Work to complete: Without the pictures, write out all the lines below exactly as they appear.

Data excerpt:
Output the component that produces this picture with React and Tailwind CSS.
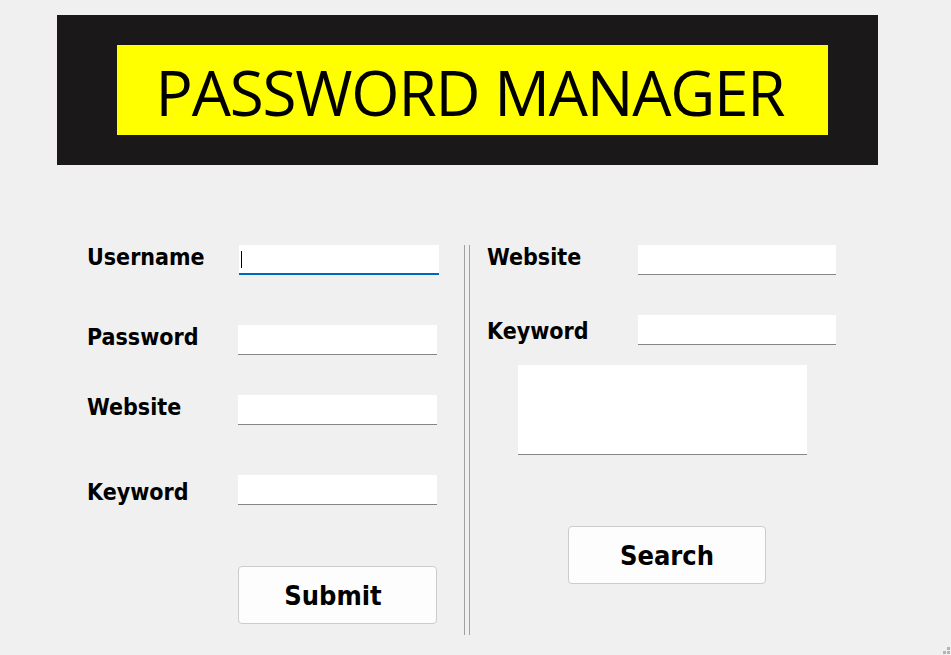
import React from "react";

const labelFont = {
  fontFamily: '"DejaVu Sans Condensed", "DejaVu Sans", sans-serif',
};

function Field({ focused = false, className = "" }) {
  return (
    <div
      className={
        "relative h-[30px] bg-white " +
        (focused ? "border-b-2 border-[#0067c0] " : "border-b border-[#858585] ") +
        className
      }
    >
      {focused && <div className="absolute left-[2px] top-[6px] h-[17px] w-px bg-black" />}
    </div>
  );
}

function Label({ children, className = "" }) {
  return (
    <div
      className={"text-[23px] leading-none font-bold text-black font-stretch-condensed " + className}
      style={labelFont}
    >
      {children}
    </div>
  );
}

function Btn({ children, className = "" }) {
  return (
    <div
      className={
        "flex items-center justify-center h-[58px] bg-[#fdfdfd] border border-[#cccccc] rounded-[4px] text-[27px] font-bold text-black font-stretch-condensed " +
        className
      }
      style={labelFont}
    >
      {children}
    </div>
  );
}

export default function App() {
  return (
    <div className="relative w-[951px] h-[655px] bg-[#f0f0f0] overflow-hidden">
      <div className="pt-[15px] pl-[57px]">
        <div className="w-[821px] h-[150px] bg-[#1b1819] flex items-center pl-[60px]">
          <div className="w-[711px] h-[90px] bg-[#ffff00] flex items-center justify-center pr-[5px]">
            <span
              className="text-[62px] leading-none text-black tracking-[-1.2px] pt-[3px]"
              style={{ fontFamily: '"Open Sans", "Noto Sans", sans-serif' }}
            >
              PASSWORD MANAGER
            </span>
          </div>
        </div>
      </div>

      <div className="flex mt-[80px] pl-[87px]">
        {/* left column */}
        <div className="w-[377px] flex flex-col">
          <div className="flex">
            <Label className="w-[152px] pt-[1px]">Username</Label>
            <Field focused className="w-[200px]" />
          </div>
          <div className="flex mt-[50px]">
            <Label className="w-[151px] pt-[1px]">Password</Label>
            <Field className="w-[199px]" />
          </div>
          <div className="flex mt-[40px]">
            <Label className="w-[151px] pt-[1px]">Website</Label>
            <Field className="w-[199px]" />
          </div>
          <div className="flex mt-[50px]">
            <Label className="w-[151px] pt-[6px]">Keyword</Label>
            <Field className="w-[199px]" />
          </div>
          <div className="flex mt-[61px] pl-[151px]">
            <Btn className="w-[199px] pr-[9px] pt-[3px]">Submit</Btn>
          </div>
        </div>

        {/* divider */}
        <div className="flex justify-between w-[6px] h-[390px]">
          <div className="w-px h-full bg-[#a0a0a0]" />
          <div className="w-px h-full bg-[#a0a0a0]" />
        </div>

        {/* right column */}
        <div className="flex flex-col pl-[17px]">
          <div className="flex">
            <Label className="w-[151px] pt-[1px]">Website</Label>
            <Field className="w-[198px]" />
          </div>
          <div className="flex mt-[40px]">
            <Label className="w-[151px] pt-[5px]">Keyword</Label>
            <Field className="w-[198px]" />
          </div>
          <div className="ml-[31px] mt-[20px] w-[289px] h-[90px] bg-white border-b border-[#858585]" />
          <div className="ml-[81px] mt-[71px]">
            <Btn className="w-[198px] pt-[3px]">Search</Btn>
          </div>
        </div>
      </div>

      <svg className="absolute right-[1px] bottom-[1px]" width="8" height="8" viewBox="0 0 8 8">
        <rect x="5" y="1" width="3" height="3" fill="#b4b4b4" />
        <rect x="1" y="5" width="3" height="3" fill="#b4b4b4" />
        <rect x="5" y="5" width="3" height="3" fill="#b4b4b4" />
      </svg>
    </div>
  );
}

Full answer:
Output the component that produces this picture with React and Tailwind CSS.
import React from "react";

const labelFont = {
  fontFamily: '"DejaVu Sans Condensed", "DejaVu Sans", sans-serif',
};

function Field({ focused = false, className = "" }) {
  return (
    <div
      className={
        "relative h-[30px] bg-white " +
        (focused ? "border-b-2 border-[#0067c0] " : "border-b border-[#858585] ") +
        className
      }
    >
      {focused && <div className="absolute left-[2px] top-[6px] h-[17px] w-px bg-black" />}
    </div>
  );
}

function Label({ children, className = "" }) {
  return (
    <div
      className={"text-[23px] leading-none font-bold text-black font-stretch-condensed " + className}
      style={labelFont}
    >
      {children}
    </div>
  );
}

function Btn({ children, className = "" }) {
  return (
    <div
      className={
        "flex items-center justify-center h-[58px] bg-[#fdfdfd] border border-[#cccccc] rounded-[4px] text-[27px] font-bold text-black font-stretch-condensed " +
        className
      }
      style={labelFont}
    >
      {children}
    </div>
  );
}

export default function App() {
  return (
    <div className="relative w-[951px] h-[655px] bg-[#f0f0f0] overflow-hidden">
      <div className="pt-[15px] pl-[57px]">
        <div className="w-[821px] h-[150px] bg-[#1b1819] flex items-center pl-[60px]">
          <div className="w-[711px] h-[90px] bg-[#ffff00] flex items-center justify-center pr-[5px]">
            <span
              className="text-[62px] leading-none text-black tracking-[-1.2px] pt-[3px]"
              style={{ fontFamily: '"Open Sans", "Noto Sans", sans-serif' }}
            >
              PASSWORD MANAGER
            </span>
          </div>
        </div>
      </div>

      <div className="flex mt-[80px] pl-[87px]">
        {/* left column */}
        <div className="w-[377px] flex flex-col">
          <div className="flex">
            <Label className="w-[152px] pt-[1px]">Username</Label>
            <Field focused className="w-[200px]" />
          </div>
          <div className="flex mt-[50px]">
            <Label className="w-[151px] pt-[1px]">Password</Label>
            <Field className="w-[199px]" />
          </div>
          <div className="flex mt-[40px]">
            <Label className="w-[151px] pt-[1px]">Website</Label>
            <Field className="w-[199px]" />
          </div>
          <div className="flex mt-[50px]">
            <Label className="w-[151px] pt-[6px]">Keyword</Label>
            <Field className="w-[199px]" />
          </div>
          <div className="flex mt-[61px] pl-[151px]">
            <Btn className="w-[199px] pr-[9px] pt-[3px]">Submit</Btn>
          </div>
        </div>

        {/* divider */}
        <div className="flex justify-between w-[6px] h-[390px]">
          <div className="w-px h-full bg-[#a0a0a0]" />
          <div className="w-px h-full bg-[#a0a0a0]" />
        </div>

        {/* right column */}
        <div className="flex flex-col pl-[17px]">
          <div className="flex">
            <Label className="w-[151px] pt-[1px]">Website</Label>
            <Field className="w-[198px]" />
          </div>
          <div className="flex mt-[40px]">
            <Label className="w-[151px] pt-[5px]">Keyword</Label>
            <Field className="w-[198px]" />
          </div>
          <div className="ml-[31px] mt-[20px] w-[289px] h-[90px] bg-white border-b border-[#858585]" />
          <div className="ml-[81px] mt-[71px]">
            <Btn className="w-[198px] pt-[3px]">Search</Btn>
          </div>
        </div>
      </div>

      <svg className="absolute right-[1px] bottom-[1px]" width="8" height="8" viewBox="0 0 8 8">
        <rect x="5" y="1" width="3" height="3" fill="#b4b4b4" />
        <rect x="1" y="5" width="3" height="3" fill="#b4b4b4" />
        <rect x="5" y="5" width="3" height="3" fill="#b4b4b4" />
      </svg>
    </div>
  );
}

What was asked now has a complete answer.